With a reported price tag of more than $350 million, a third "Avatar" film already wrapped and two more films planned after that, the Walt Disney Co. is placing a very big wager, indeed, on "The Way of Water." But regardless of jokes about blue people or Papyrus font, Cameron's latest - a deep-blue ocean epic of natural splendor, ecological protectionism and family perseverance - is poised to again blow audiences away, and possibly, once more rake in billions.

The film, which opens in theaters Thursday, might be Cameron's most ambitious undertaking yet -- which is saying something for the 68-year-old filmmaker of "Titanic," "The Terminator" and "Aliens."

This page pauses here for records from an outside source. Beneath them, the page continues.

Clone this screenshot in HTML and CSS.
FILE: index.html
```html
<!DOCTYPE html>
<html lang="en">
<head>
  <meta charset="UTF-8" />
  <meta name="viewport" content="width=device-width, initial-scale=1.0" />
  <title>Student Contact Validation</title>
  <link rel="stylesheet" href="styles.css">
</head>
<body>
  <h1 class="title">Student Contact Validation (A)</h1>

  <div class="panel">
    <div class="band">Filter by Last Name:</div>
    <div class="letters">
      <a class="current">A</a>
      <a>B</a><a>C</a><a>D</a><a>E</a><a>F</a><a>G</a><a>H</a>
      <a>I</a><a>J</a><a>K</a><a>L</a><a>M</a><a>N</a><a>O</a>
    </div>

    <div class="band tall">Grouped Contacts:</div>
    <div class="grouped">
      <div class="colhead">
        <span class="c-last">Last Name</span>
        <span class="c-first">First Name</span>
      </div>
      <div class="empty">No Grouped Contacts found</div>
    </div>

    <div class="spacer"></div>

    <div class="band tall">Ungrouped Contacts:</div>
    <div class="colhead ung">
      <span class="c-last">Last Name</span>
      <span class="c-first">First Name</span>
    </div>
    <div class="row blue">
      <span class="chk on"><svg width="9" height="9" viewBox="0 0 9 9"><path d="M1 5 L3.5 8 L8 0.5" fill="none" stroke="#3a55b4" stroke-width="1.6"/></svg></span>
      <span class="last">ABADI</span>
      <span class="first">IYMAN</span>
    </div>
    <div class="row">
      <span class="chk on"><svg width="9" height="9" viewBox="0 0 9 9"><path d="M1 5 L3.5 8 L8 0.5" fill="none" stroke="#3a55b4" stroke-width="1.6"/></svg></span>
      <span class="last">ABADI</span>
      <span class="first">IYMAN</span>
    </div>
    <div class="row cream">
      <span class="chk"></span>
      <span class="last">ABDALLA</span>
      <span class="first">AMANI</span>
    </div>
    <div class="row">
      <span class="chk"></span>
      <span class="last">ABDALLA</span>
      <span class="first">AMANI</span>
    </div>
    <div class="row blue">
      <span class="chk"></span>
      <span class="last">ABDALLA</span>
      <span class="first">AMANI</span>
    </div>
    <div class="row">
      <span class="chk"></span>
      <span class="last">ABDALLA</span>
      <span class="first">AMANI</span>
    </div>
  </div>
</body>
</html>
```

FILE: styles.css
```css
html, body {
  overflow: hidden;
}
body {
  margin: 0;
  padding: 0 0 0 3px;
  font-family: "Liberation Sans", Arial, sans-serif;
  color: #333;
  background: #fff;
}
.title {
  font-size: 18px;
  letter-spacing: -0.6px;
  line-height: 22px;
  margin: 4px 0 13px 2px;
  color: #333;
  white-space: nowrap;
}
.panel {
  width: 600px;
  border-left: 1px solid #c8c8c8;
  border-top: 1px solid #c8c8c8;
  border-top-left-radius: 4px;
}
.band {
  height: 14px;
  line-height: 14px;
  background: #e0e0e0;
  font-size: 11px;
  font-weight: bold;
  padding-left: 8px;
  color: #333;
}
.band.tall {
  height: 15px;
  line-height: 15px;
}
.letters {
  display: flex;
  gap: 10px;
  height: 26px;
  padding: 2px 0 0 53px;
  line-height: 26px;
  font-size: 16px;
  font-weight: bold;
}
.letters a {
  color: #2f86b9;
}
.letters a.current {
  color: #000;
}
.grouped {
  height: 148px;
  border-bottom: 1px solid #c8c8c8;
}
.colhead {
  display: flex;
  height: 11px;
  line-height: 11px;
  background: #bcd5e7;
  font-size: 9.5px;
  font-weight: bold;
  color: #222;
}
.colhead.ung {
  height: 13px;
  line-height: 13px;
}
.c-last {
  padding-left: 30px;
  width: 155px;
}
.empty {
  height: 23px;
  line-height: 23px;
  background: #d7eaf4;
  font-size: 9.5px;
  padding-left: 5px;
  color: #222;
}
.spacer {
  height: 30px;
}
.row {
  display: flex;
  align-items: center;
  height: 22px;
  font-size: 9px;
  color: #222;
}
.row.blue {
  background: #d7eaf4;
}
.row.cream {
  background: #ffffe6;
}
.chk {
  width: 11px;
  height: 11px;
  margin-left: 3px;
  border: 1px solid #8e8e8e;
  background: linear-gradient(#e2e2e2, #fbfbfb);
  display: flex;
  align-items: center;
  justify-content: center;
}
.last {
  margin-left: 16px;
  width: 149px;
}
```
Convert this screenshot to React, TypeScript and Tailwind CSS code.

"I don't want to do anything but big swings," Cameron says. "I'm going to fall on my ass sooner or later. But if you're not ready to fall on your ass, you're not doing anything interesting."

We've been here before. After cost overruns and delays, "Titanic" was written off as a sure-to-bomb case study of Hollywood excess. Then it made $2.2 billion in ticket sales and won 11 Oscars. Not everyone was pre-sold on "Avatar," either, which resuscitated 3-D after decades of dormancy.

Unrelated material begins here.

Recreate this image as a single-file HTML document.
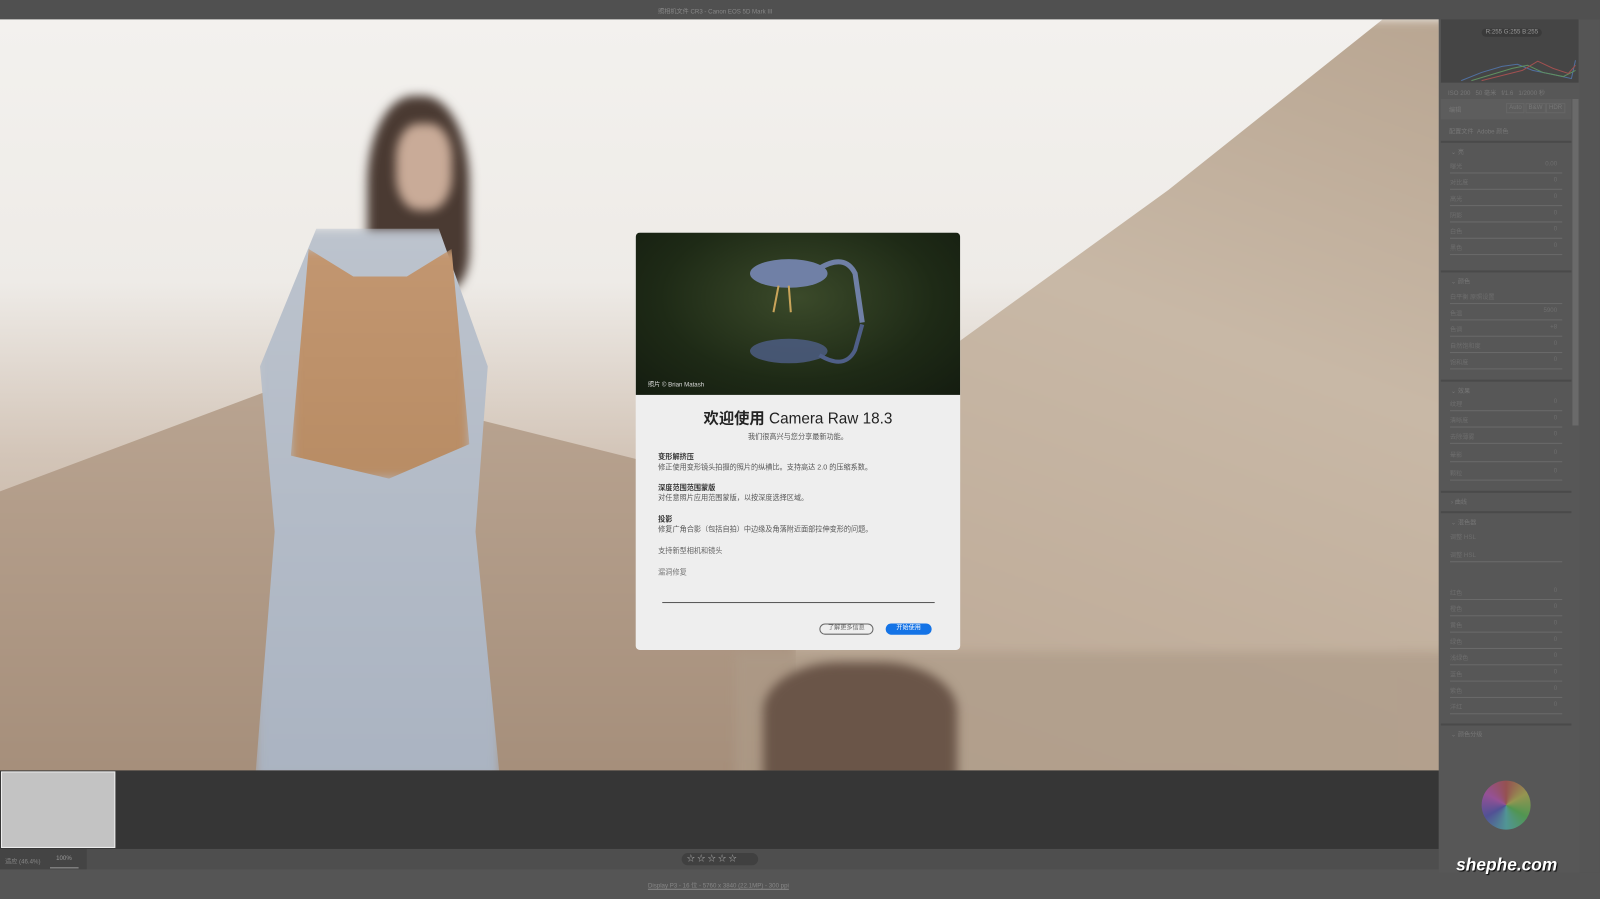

"'Titanic' was assumed to be a big steaming pile," says Cameron. "That was a much bigger flip. And we had a similar flip on a smaller scale with the first 'Avatar.' People saw the trailer on a little window on their laptop and called it 'Smurfs' and 'videogame cinematic' and stuff like that. Then they went to see it in the movie theater and went, 'Wait, wait. It's pretty cool.'"

"There was a guarded skepticism around this film," he adds, "as there should always be with any new film."

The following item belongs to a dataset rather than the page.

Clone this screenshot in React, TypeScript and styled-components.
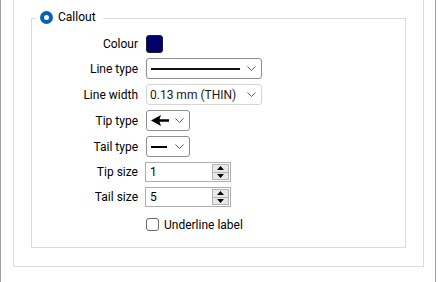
import React from 'react';
import styled, { createGlobalStyle } from 'styled-components';

const GlobalStyle = createGlobalStyle`
  html, body {
    margin: 0;
    padding: 0;
    background: #ffffff;
    overflow: hidden;
  }
  body {
    font-family: Roboto, "Liberation Sans", Arial, sans-serif;
    font-size: 12px;
    color: #000000;
  }
`;

const Page = styled.div`
  box-sizing: border-box;
  width: 436px;
  height: 282px;
  border-left: 1px solid #a0a0a0;
  border-right: 1px solid #a0a0a0;
`;

const OuterFrame = styled.div`
  box-sizing: border-box;
  width: 411px;
  height: 267px;
  margin-left: 12px;
  padding: 18px 0 0 17px;
  border: 1px solid #dcdcdc;
  border-top: none;
`;

const GroupBox = styled.div`
  position: relative;
  box-sizing: border-box;
  width: 375px;
  height: 230px;
  border: 1px solid #dcdcdc;
  padding-top: 16px;
`;

const Legend = styled.div`
  position: absolute;
  top: -11px;
  left: 4px;
  height: 18px;
  display: flex;
  align-items: center;
  gap: 5px;
  padding: 0 7px 0 4px;
  background: #ffffff;
  font-size: 12px;
`;

const Radio = styled.span`
  position: relative;
  width: 13px;
  height: 13px;
  border-radius: 50%;
  background: #0063b8;

  &::after {
    content: '';
    position: absolute;
    left: 4px;
    top: 4px;
    width: 5px;
    height: 5px;
    border-radius: 50%;
    background: #ffffff;
  }
`;

const Form = styled.div`
  display: grid;
  grid-template-columns: 106px auto;
  column-gap: 8px;
  row-gap: 5px;
  align-items: center;
  justify-items: start;
`;

const Label = styled.div`
  justify-self: end;
  white-space: nowrap;
`;

const Swatch = styled.div`
  box-sizing: border-box;
  width: 17px;
  height: 18px;
  border: 1px solid #202030;
  border-radius: 3px;
  background: #00006a;
`;

const Combo = styled.div<{ $w: number; $light?: boolean }>`
  box-sizing: border-box;
  width: ${(p) => p.$w}px;
  height: 21px;
  display: flex;
  align-items: center;
  justify-content: space-between;
  padding: 0 5px 0 4px;
  border: 1px solid ${(p) => (p.$light ? '#d6d6d6' : '#8f8f8f')};
  border-radius: 3px;
  background: #ffffff;
`;

const ComboText = styled.span`
  margin-left: -1px;
  color: #1a1a1a;
`;

const Spinner = styled.div`
  box-sizing: border-box;
  width: 86px;
  height: 20px;
  margin-left: -1px;
  display: flex;
  align-items: stretch;
  border: 1px solid #adadad;
  background: #ffffff;
`;

const SpinValue = styled.span`
  flex: 1;
  display: flex;
  align-items: center;
  padding-left: 4px;
  color: #000000;
`;

const SpinButtons = styled.div`
  width: 17px;
  margin: 1px 1px 1px 0;
  display: flex;
  flex-direction: column;
`;

const SpinButton = styled.div`
  flex: 1;
  display: flex;
  align-items: center;
  justify-content: center;
  box-sizing: border-box;
  border: 1px solid #b4b4b4;
  background: #e8e8e8;

  & + & {
    border-top: none;
  }
`;

const CheckRow = styled.label`
  grid-column: 2;
  display: flex;
  align-items: center;
  gap: 5px;
  margin-top: 6px;
  height: 13px;
`;

const CheckBox = styled.span`
  box-sizing: border-box;
  width: 13px;
  height: 13px;
  border: 1px solid #6a6a6a;
  border-radius: 3px;
  background: #ffffff;
`;

const Chevron = () => (
  <svg width="9" height="5" viewBox="0 0 9 5">
    <path d="M0.5 0.5 L4.5 4.5 L8.5 0.5" fill="none" stroke="#5a5a5a" strokeWidth="1" />
  </svg>
);

const Triangle = ({ up }: { up?: boolean }) => (
  <svg width="7" height="4" viewBox="0 0 7 4">
    <path d={up ? 'M0 4 L3.5 0 L7 4 Z' : 'M0 0 L3.5 4 L7 0 Z'} fill="#000000" />
  </svg>
);

const App = () => {
  return (
    <Page>
      <GlobalStyle />
      <OuterFrame>
        <GroupBox>
          <Legend>
            <Radio />
            <span>Callout</span>
          </Legend>
          <Form>
            <Label>Colour</Label>
            <Swatch />

            <Label>Line type</Label>
            <Combo $w={116}>
              <svg width="89" height="2" viewBox="0 0 89 2">
                <rect x="0" y="0" width="89" height="2" fill="#111111" />
              </svg>
              <Chevron />
            </Combo>

            <Label>Line width</Label>
            <Combo $w={116} $light>
              <ComboText>0.13 mm (THIN)</ComboText>
              <Chevron />
            </Combo>

            <Label>Tip type</Label>
            <Combo $w={44}>
              <svg width="18" height="11" viewBox="0 0 18 11">
                <path d="M0 5.5 L10 0 L8.5 4.3 L18 4.3 L18 6.7 L8.5 6.7 L10 11 Z" fill="#000000" />
              </svg>
              <Chevron />
            </Combo>

            <Label>Tail type</Label>
            <Combo $w={44}>
              <svg width="16" height="2" viewBox="0 0 16 2">
                <rect x="0" y="0" width="16" height="2" fill="#000000" />
              </svg>
              <Chevron />
            </Combo>

            <Label>Tip size</Label>
            <Spinner>
              <SpinValue>1</SpinValue>
              <SpinButtons>
                <SpinButton>
                  <Triangle up />
                </SpinButton>
                <SpinButton>
                  <Triangle />
                </SpinButton>
              </SpinButtons>
            </Spinner>

            <Label>Tail size</Label>
            <Spinner>
              <SpinValue>5</SpinValue>
              <SpinButtons>
                <SpinButton>
                  <Triangle up />
                </SpinButton>
                <SpinButton>
                  <Triangle />
                </SpinButton>
              </SpinButtons>
            </Spinner>

            <CheckRow>
              <CheckBox />
              <span>Underline label</span>
            </CheckRow>
          </Form>
        </GroupBox>
      </OuterFrame>
    </Page>
  );
};

export default App;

"The Way of Water," which Cameron scripted with Rick Jaffa and Amanda Silver, takes place a decade after the events of the first "Avatar." Jake Sully (Sam Worthington), the paralyzed Marine who donned an avatar on Pandora, is now fully enmeshed in the remote world of the Na'vi. He and Neytiri (Zoe Saldaña) have three teenage children. When human soldiers come hunting for him, Jake moves his family to a reef clan of Na'vi who live harmoniously with the ocean.

The trials the family endures turn surprisingly wrenching in what's already been called Cameron's most emotional film. That may be partly because much of Cameron's own experience as a father raising five children in New Zealand is woven into the film, as is his early life growing up in Ontario as the eldest son of an electrical engineer father.

"I remember what that was like for me. I've been Lo-ak," says Cameron, referring to Jake and Neytiri's middle son. "I've been the kid whose father doesn't get him or see him. I don't mean to disparage my dad. He was a great dad of that period in the sense of putting a roof over our heads and out there working hard, breadwinner. But he didn't know what to do with an artist kid. He didn't know what to do with a flamboyant artist whose head was out in interstellar space all the time."

"The Way of Water," which is being shown in 3-D and 48-frames-per-second (double the standard), also means a new generation of technological advancement. While it's unlikely to be as much a milestone as the first was visually, the blend of CGI and live action, above ground and under water, makes for an even more strikingly detailed vistas.

"We're able to deliver a much greater ability of photorealism than we ever did before," says producer Jon Landau. "When we made the first movie, I would say to people, 'We need it to be photographic.' Now in this movie, we have so many Avatar, Na'vi characters in the live-action world and we have so many live-action characters in the Pandora world, we need to be photoreal. That's a new standard we have to live up to."

That's most beautifully rendered in the film's waters, where teeming science-fiction species of flora and fauna enrich an imagined ocean paradise. To Cameron, an avid deep-sea explorer whose passions for sea nearly outstrip his love of filmmaking, "The Way of the Water" is his grand ode to the ocean.

"It's also a cri de coeur to people around the world to protect and be guardians of the oceans, to be guardians of nature, in general. That's what these 'Avatar' movies are about," Cameron says. "In New Zealand, the Maori people call it kaitiakitanga and it basically means guardianship of nature. I don't think most people in so-called Western, industrial society really feel that strongly.

"Obviously, there are people of conscience, there are people who are activists for climate change and rain forest preservation and so on. But unfortunately, they're not the majority in the seat of power. So I think it's fair to say that we've got to change the way we do business or we're not going to have these things," Cameron says. "The ocean of Pandora is probably very much like how the ocean of Earth used to be, at least in terms of profusion."

"The Way of the Water" will arrive in theaters with expectations of a debut of at least $150 million on opening weekend in North America. More notably, it will quench the thirst of multiplexes that have, after some big summer successes, seen the number of wide releases - and moviegoers - slide this fall. When he debuted the first "Avatar," streaming was nascent; Netflix was just getting into the business of making movies. Now, for a much different movie landscape, Cameron will again hope to show audiences the full power of visionary grand-scale filmmaking.

"I've been thinking a lot lately about what art is in its essence. And I think dreams have something to do with it," he says. "There's like a render engine or a narrative engine that runs in our heads every night. It puts images and scenarios together in some kind of sequence. Sometimes, most times, they're completely illogical. But they have a kind of momentary logic to them. I'm always telling everybody on the film, this is a movie with floating mountains. It doesn't have to always be logical. It just has to have that dream logic."

At the "Way of Water" premiere in London, Cameron was struck by how the audience looked different to him. It was a black-tie affair, unusual for him as a director, but that wasn't only it.

"I looked out at that audience and everybody looked so beautiful and they put so much energy into just showing up. It struck me that maybe we're back," Cameron says. "Maybe cinema's back. Maybe enough people out there do care about that dream of cinema."